I could go on. But this is all made particularly relevant to the question of Europe because the government's own rhetoric has fuelled the rise of UKIP.

To the people suffering under the combined weight of these (and innumerable other) injustices, they say: Yes, isn't it terrible, and by the way, it's someone else's fault. Blame the homeless, blame the disadvantaged, blame those unable to work because they have been failed by the education system, and those left to rot with the refuse of modernity, and modernisation. But, most of all, blame Them. The Foreigners. Blame the rest of the world; it's their fault, after all.

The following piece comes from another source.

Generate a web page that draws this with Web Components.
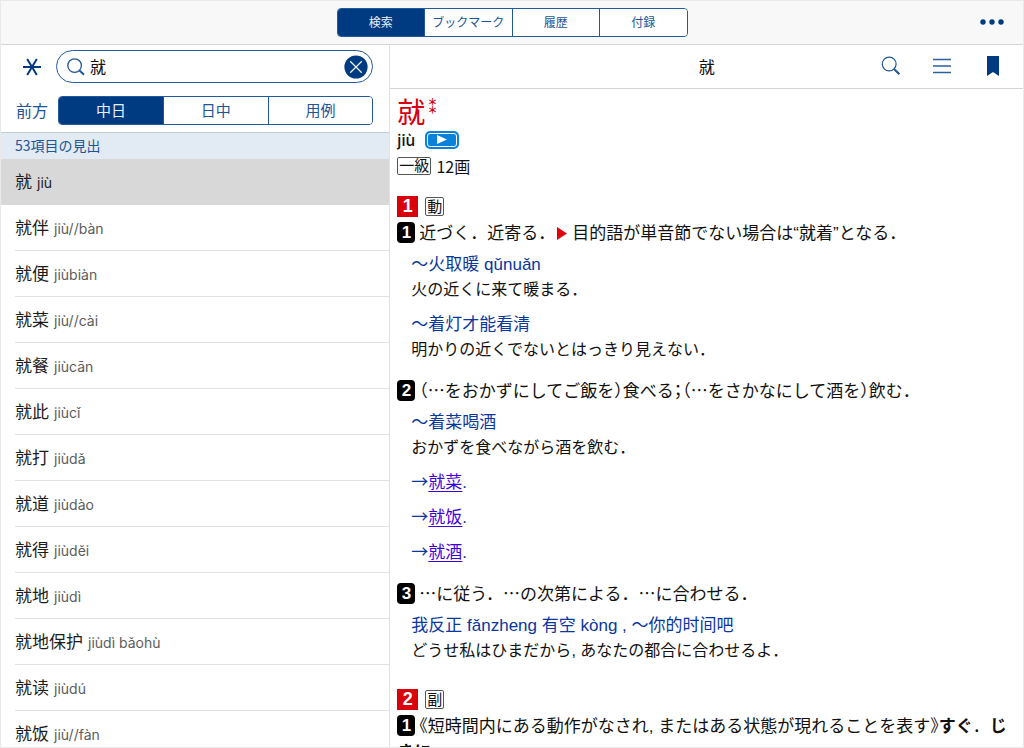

And the funny thing is: this seems to be the message coming from all across Europe. The problems in France, Germany, Greece, Spain, Portugal, Denmark: it's all somebody else's fault. It begs the question: how can it be the fault of foreigners when the foreigners think it's the fault of foreigners. Who exactly are these foreigners?

So, you see, whilst I hope you're right, that this will be a one-off (though I fear you might be wrong), it doesn't make any difference. This one vote demonstrates how effective the politics of blame can be. The true cause of our problems continues to be ignored.